De notre correspondant
Les moyens thérapeutiques contre le bacille de charbon inhalé se limitent aux antibiotiques. Mais lorsque les premiers symptômes apparaissent, il est parfois trop tard pour guérir le patient. C'est pourquoi plusieurs laboratoires de recherche américains s'efforcent de mettre au point de nouveaux traitements. Lorsque la fièvre se déclare, le bacille a envahi le système sanguin. La bactérie est certes sensible aux antibiotiques, mais les dégâts causés aux poumons sont souvent irréparables.

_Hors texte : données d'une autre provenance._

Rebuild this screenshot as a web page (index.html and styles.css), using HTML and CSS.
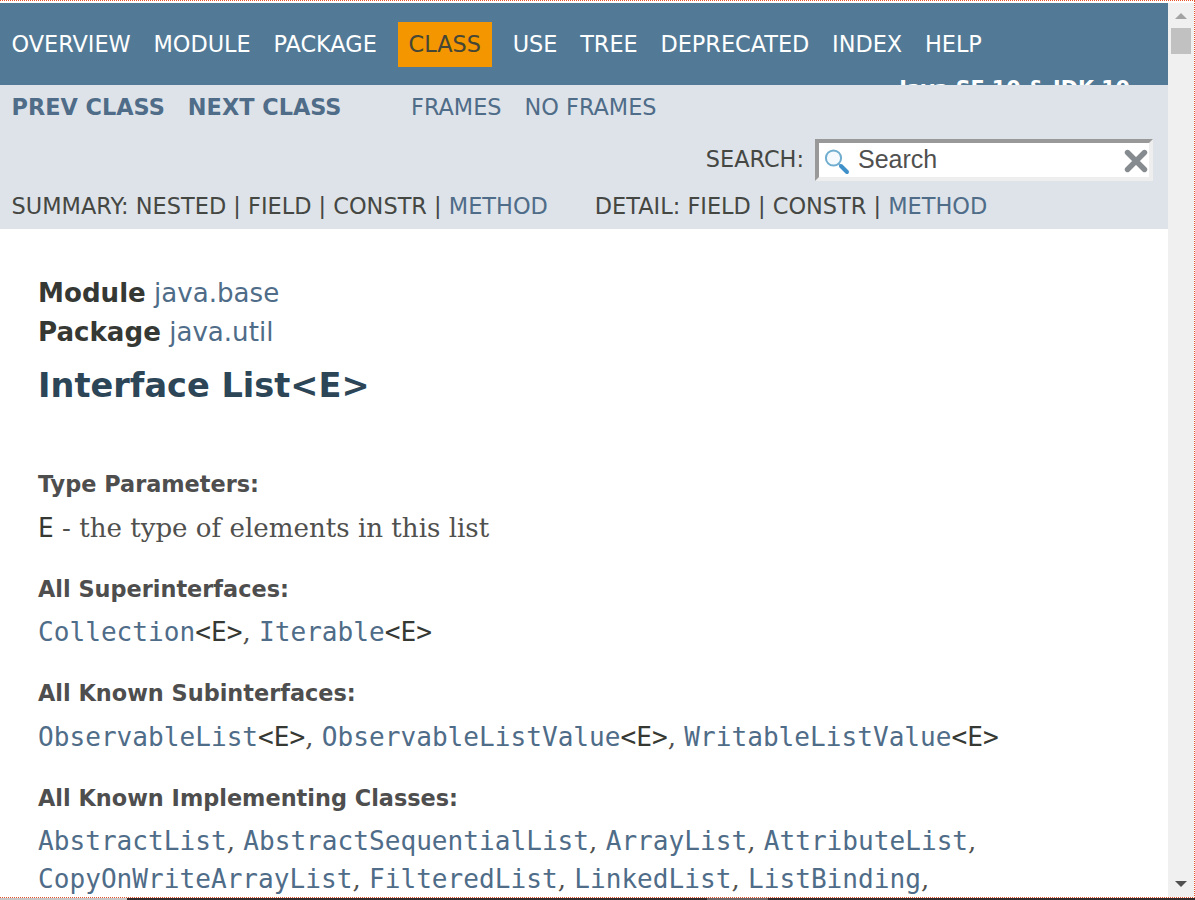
FILE: index.html
```html
<!DOCTYPE html>
<html lang="en">
<head>
<meta charset="utf-8">
<title>List (Java SE 10 &amp; JDK 10)</title>
<link rel="stylesheet" href="styles.css">
</head>
<body>
<div class="frame">
  <div class="page">
    <header>
      <nav class="top-nav">
        <ul class="nav-list">
          <li>OVERVIEW</li><li>MODULE</li><li>PACKAGE</li><li class="current">CLASS</li><li>USE</li><li>TREE</li><li>DEPRECATED</li><li>INDEX</li><li>HELP</li>
        </ul>
        <div class="about">Java SE 10 &amp; JDK 10</div>
      </nav>
      <div class="sub-nav">
        <div class="row row-links"><a class="strong">PREV CLASS</a><a class="strong">NEXT CLASS</a><a class="frames">FRAMES</a><a>NO FRAMES</a></div>
        <div class="row row-search">
          <span>SEARCH:</span>
          <div class="search-box">
            <svg class="glass" viewBox="0 0 26 26"><path d="M14.500 14.500l3 3" stroke="#8fb4cc" stroke-width="2"/><path d="M17 17l6 6" stroke="#3f90c8" stroke-width="4" stroke-linecap="round"/><circle cx="9.500" cy="9" r="7.600" fill="#f4fafd" stroke="#70adcf" stroke-width="2"/></svg>
            <span class="search-text">Search</span>
            <svg class="clear" viewBox="0 0 24 24"><path d="M3.500 3.500l17 17M20.500 3.500l-17 17" stroke="#858b8f" stroke-width="5.400" stroke-linecap="round"/></svg>
          </div>
        </div>
        <div class="row row-summary"><span>SUMMARY: NESTED | FIELD | CONSTR | <a>METHOD</a></span><span>DETAIL: FIELD | CONSTR | <a>METHOD</a></span></div>
      </div>
    </header>
    <main>
      <div class="sub-title"><b>Module</b> <a>java.base</a></div>
      <div class="sub-title"><b>Package</b> <a>java.util</a></div>
      <h2>Interface List&lt;E&gt;</h2>
      <dl>
        <dt>Type Parameters:</dt>
        <dd><code>E</code> - the type of elements in this list</dd>
        <dt>All Superinterfaces:</dt>
        <dd><code><a>Collection</a>&lt;E&gt;</code>, <code><a>Iterable</a>&lt;E&gt;</code></dd>
        <dt>All Known Subinterfaces:</dt>
        <dd><code><a>ObservableList</a>&lt;E&gt;</code>, <code><a>ObservableListValue</a>&lt;E&gt;</code>, <code><a>WritableListValue</a>&lt;E&gt;</code></dd>
        <dt>All Known Implementing Classes:</dt>
        <dd><code><a>AbstractList</a></code>, <code><a>AbstractSequentialList</a></code>, <code><a>ArrayList</a></code>, <code><a>AttributeList</a></code>,<br><code><a>CopyOnWriteArrayList</a></code>, <code><a>FilteredList</a></code>, <code><a>LinkedList</a></code>, <code><a>ListBinding</a></code>,</dd>
      </dl>
    </main>
  </div>
  <div class="scrollbar">
    <svg class="arrow" viewBox="0 0 12 6"><path d="M0 6L6 0l6 6z" fill="#a3a3a3"/></svg>
    <div class="thumb"></div>
    <svg class="arrow arrow-down" viewBox="0 0 12 6"><path d="M0 0h12L6 6z" fill="#505050"/></svg>
  </div>
</div>
<div class="bottom-edge"><i class="edge-light"></i><i class="edge-dark"></i><i class="edge-grey"></i><i class="edge-rest"></i></div>
</body>
</html>
```
FILE: styles.css
```css
* { box-sizing: border-box; }
body { margin: 0; width: 1195px; height: 900px; overflow: hidden; background: #fff; color: #353833; font-family: "DejaVu Sans", sans-serif; font-size: 22.4px; display: flex; flex-direction: column; }
a { color: #4f6c88; }
.frame { height: 898px; display: flex; border: 1px dotted #e8532c; border-left: 0; padding-top: 2px; flex: none; }
.page { width: 1168px; height: 895px; overflow: hidden; flex: none; }
.top-nav { height: 82px; background: #527a96; overflow: hidden; color: #fff; display: flex; flex-direction: column; }
.nav-list { list-style: none; margin: 0; padding: 19px 0 0 11.5px; display: flex; gap: 22.75px; height: 72px; flex: none; }
.nav-list li { height: 45px; line-height: 45px; }
.nav-list .current { background: #f39600; color: #454636; padding: 0 11px; margin: 0 -2px; }
.about { align-self: flex-end; margin-right: 38px; font-size: 20.7px; font-weight: bold; line-height: 28px; height: 28px; flex: none; }
.sub-nav { height: 144px; background: #dee3e9; color: #454743; }
.row { display: flex; white-space: pre; padding-left: 11.5px; }
.row-links { height: 44px; line-height: 44px; gap: 23px; }
.strong { font-weight: bold; }
.frames { margin-left: 46.5px; }
.row-search { height: 60px; justify-content: flex-end; padding: 10px 15px 0 0; gap: 11px; line-height: 41px; }
.search-box { width: 338px; height: 42px; border: 4px solid; border-color: #999 #eee #eee #999; background: #fff; display: flex; align-items: flex-start; padding: 0 1px 0 5px; }
.glass { width: 26px; height: 26px; margin-top: 6px; }
.search-text { font-family: "Liberation Sans", sans-serif; font-size: 25px; line-height: 33px; margin-left: 8px; flex: 1; color: #505050; }
.clear { width: 24px; height: 24px; margin-top: 6px; }
.row-summary { font-size: 22.45px; line-height: 34px; gap: 47px; }
main { padding: 45px 0 0 38px; }
.sub-title { font-size: 26.1px; height: 39px; line-height: 39px; }
h2 { margin: 14px 0 0; font-size: 33.6px; line-height: 40px; color: #2c4557; }
dl { margin: 63px 0 0; }
dt { font-size: 22.4px; font-weight: bold; color: #4e4e4e; line-height: 30px; }
dd { margin: 10.5px 0 26.5px; font-family: "DejaVu Serif", serif; font-size: 26.1px; line-height: 37.500px; white-space: nowrap; color: #50504e; }
code { font-family: "DejaVu Sans Mono", monospace; font-size: 26.12px; color: #353833; }
.scrollbar { flex: 1; background: #f0f0f0; display: flex; flex-direction: column; align-items: center; padding-top: 10px; }
.arrow { width: 12px; height: 6px; }
.thumb { width: 20px; height: 26px; background: #c1c1c1; margin-top: 9px; }
.arrow-down { margin-top: auto; margin-bottom: 10px; }
.bottom-edge { height: 2px; display: flex; }
.edge-light { width: 127px; background: #c6c6c6; }
.edge-dark { width: 580px; background: #302b2d; }
.edge-grey { width: 61px; background: #696566; }
.edge-rest { flex: 1; background: #302b2d; }
```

Selon les équipes de chercheurs engagése dans la mise au point d'un traitement susceptible d'empêcher le bacille de pénétrer dans la cellule, il n'est pas question de renoncer aux antibiotiques, mais d'en compléter l'effet par un autre médicament, de manière à donner à la maladie deux « coups » simultanés.
Comme l'explique le célèbre Dr Anthony Fauci, directeur du National Institute of Allergy and Infectious Diseases (NIAID), « la recherche de nouveaux traitements contre le bacille de charbon a toujours été d'un grand intérêt, mais il est clair qu'aujourd'hui elle devient plus urgente ». Aussi a-t-il décidé, en accord avec le Pentagone, d'augmenter le financement des travaux de recherche et d'accélérer la procédure des essais cliniques des nouveaux traitements, dont certains ont déjà été testés sur l'animal.
Au Burnham Institute de San Diego, le Dr Robert Liddington travaille sur la structure atomique du bacille. « Pour la première fois en vingt-cinq ans, quelqu'un est mort du charbon, déclare-t-il au "Quotidien". Cet événement a donné à la recherche un stimulant extraordinaire. » Il explique que lorsque le bacille pénètre dans la peau, il crée une plaie qui peut être facilement soignée par les antibiotiques ; en revanche, le bacille inhalé est infiniment plus dangereux : il infecte le sang et le malade ressent des symptômes très proches de ceux de la grippe, qui s'aggravent bientôt et conduisent au décès. « Vous commencez par vous sentir vaguement malade, et avant même que vous ne pensiez à vous soigner, vous vous retrouvez à l'hôpital sous ventilation », explique le Dr Liddington. « La bactérie produit trois protéines différentes appelées antigène protecteur (on lui a donné ce nom parce qu'elle fait partie du vaccin réservé aux militaires), le facteur dème et le facteur létal. L'antigène protecteur s'accroche aux macrophages du sang et y crée une brèche dans laquelle s'engouffrent les deux autres facteurs. Il contraint les cellules à produire des substances qui, après la mort des macrophages, sont libérées en quantités massives dans la circulation sanguine. » Dans un institut de recherche de l'armée, à Fort Detrick, Maryland, les chercheurs ont examiné des douzaines d'anticorps susceptibles de bloquer ce processus. Deux ont été sélectionnés et envoyés à l'université du Texas, à Austin où ils ont été testés.
Une autre approche
Le Dr John Collier, de Harvard, utilise une approche différente. Il crée des copies altérées de l'antigène protecteur. Il faut plusieurs copies de l'antigène pour créer la brèche dans le macrophage. Il a découvert qu'une seule mauvaise copie suffit à empêcher la brèche de se former. Les deux méthodes ont été utilisées sur des animaux de laboratoire qui ont été protégés contre les effets de la toxine produite par le bacille. Les prochains essais consisteront à injecter le bacille entier et à administrer ensuite à l'animal soit les anticorps, soit l'antigène altéré. De telles procédures ne peuvent être appliquées que dans des laboratoires de haute sécurité. Les chercheurs estiment que le premier essai clinique pourra avoir lieu dans un an.